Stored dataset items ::

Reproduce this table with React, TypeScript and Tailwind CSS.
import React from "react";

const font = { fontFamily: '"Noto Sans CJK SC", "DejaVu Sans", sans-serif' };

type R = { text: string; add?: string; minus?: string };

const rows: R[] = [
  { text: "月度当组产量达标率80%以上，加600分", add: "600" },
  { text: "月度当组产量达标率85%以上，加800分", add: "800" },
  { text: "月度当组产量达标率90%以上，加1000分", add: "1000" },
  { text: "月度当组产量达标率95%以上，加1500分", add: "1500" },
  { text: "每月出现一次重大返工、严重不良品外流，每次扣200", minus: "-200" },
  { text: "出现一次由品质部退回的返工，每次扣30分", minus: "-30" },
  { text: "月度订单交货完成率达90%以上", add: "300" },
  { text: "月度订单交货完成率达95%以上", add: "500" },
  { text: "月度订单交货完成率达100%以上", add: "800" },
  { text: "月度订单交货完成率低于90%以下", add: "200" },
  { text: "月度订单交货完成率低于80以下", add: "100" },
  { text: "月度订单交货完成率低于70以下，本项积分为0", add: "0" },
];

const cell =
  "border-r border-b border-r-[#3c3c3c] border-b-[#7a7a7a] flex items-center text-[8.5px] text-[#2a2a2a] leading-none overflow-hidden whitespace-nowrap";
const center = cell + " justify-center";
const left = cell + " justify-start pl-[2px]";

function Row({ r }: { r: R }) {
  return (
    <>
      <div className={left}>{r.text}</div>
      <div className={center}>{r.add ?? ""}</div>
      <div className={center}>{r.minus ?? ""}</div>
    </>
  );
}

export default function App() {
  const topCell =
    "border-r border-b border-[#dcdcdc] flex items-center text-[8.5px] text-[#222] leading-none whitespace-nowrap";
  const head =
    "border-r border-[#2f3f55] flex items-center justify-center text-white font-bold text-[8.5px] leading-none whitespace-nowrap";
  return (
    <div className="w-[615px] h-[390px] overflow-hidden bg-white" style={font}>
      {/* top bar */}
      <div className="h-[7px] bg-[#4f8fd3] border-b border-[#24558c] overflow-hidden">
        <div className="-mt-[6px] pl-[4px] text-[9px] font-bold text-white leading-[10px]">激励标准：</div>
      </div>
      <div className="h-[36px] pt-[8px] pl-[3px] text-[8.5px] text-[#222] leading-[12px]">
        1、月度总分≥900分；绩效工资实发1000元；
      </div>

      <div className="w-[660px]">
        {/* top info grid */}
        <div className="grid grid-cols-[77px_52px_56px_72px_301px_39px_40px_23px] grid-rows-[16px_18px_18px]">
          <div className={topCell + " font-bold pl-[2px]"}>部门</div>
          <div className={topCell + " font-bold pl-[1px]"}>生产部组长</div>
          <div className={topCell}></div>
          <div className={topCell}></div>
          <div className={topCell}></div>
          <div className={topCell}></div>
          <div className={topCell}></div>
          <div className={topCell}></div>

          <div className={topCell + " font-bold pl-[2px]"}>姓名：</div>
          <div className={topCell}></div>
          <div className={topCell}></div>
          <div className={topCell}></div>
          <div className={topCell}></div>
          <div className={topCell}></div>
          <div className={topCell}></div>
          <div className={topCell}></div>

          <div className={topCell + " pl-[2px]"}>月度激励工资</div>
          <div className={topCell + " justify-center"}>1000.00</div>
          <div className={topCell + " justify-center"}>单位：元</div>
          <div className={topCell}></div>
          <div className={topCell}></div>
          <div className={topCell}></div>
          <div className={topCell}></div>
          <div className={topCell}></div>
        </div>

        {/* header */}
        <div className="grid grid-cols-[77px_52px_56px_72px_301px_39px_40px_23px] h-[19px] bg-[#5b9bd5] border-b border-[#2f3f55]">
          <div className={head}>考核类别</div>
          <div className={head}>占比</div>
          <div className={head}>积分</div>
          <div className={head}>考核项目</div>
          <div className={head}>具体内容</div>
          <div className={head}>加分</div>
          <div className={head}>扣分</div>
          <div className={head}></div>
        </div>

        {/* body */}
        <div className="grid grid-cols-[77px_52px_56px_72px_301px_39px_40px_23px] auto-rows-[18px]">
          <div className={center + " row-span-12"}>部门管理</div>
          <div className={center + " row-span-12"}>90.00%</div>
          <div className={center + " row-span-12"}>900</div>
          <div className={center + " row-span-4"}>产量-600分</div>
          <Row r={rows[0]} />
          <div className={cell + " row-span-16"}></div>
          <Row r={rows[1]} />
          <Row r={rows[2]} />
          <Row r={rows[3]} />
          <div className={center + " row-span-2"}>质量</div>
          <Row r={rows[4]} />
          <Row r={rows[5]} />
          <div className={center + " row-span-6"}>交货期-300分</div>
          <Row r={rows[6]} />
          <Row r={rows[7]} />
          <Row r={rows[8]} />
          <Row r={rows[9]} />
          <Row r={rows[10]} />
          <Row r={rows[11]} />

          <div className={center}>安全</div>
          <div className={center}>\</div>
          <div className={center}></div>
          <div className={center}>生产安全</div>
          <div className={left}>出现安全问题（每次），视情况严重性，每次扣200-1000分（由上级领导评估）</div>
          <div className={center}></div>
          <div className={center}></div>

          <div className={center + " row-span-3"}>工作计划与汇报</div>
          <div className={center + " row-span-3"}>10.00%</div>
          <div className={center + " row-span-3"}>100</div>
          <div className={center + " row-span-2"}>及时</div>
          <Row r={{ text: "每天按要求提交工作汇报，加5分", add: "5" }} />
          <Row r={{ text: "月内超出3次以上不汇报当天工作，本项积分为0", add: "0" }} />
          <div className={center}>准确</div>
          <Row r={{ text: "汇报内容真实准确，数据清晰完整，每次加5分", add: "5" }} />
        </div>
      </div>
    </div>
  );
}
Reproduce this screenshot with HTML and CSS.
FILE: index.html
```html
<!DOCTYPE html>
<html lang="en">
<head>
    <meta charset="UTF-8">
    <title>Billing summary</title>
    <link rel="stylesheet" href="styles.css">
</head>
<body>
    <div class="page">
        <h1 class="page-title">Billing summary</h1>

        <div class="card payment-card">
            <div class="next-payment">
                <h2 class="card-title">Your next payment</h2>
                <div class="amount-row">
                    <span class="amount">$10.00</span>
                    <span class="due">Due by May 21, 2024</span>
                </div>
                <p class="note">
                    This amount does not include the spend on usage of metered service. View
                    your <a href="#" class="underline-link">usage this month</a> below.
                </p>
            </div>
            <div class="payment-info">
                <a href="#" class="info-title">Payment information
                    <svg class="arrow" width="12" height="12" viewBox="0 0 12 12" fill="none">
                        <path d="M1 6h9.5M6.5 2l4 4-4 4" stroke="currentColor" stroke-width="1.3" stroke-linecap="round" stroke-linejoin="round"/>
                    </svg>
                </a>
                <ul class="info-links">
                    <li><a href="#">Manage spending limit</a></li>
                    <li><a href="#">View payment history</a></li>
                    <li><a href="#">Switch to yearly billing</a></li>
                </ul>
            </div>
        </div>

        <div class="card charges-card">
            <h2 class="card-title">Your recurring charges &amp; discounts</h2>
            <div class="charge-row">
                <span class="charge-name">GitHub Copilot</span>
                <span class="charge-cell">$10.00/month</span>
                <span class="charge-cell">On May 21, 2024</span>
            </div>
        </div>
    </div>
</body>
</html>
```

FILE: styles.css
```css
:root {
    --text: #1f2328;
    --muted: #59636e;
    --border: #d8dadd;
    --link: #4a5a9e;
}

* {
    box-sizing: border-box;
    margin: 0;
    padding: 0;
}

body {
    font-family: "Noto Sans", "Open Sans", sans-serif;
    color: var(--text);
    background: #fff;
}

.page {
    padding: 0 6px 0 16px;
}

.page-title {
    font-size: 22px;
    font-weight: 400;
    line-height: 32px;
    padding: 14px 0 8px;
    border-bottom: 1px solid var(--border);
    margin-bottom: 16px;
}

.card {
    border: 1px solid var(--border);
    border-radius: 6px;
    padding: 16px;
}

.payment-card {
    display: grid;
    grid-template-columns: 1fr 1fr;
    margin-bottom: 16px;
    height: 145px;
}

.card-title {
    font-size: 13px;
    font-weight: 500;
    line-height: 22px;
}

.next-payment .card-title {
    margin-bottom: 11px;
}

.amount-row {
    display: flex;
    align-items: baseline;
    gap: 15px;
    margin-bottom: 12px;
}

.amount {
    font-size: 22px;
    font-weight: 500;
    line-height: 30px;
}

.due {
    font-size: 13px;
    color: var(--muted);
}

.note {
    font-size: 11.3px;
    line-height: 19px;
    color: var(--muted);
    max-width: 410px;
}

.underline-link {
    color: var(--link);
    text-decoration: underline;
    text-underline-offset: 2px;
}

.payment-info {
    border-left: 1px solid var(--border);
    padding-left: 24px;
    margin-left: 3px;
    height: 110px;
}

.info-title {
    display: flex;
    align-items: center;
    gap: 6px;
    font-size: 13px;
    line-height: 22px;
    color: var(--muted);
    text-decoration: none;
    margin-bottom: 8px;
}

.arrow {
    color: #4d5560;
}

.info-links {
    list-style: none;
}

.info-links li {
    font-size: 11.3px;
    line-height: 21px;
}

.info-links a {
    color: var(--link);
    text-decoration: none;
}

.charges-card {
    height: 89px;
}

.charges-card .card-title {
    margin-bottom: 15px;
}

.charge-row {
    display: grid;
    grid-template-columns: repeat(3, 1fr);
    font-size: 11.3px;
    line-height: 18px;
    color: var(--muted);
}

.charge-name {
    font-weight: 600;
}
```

---

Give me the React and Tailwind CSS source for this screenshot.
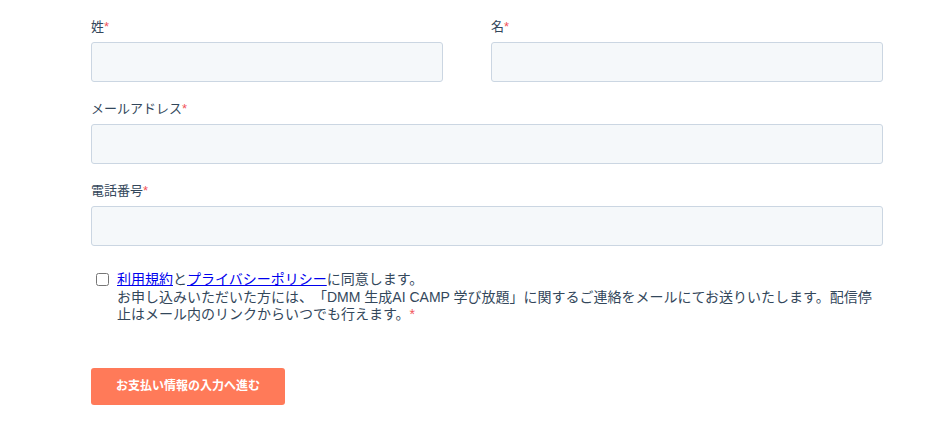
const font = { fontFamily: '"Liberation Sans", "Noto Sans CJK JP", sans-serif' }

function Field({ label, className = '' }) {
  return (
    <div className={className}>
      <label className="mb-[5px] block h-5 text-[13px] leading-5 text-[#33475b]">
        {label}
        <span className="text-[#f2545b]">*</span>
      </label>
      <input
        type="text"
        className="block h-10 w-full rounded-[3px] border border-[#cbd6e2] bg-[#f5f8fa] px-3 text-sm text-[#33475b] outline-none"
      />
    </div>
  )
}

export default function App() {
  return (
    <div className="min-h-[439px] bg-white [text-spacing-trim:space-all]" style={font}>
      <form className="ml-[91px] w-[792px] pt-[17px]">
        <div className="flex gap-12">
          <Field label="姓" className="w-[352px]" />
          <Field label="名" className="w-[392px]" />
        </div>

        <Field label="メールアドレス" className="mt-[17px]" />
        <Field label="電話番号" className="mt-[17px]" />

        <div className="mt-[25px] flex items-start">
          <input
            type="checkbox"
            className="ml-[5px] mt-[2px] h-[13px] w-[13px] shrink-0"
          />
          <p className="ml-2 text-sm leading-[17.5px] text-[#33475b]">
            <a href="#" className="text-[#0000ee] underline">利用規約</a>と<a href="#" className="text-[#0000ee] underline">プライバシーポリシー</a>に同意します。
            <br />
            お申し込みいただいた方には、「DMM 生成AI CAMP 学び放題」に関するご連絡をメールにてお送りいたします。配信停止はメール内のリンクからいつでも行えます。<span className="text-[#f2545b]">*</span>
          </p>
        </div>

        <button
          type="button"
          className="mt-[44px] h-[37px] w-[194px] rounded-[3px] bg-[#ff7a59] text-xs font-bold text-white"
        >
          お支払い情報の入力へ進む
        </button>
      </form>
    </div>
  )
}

The exercise :: Every line in the data above that contains "screenshot" needs to be copied.

Output of the exercise ::
Reproduce this screenshot with HTML and CSS.
Give me the React and Tailwind CSS source for this screenshot.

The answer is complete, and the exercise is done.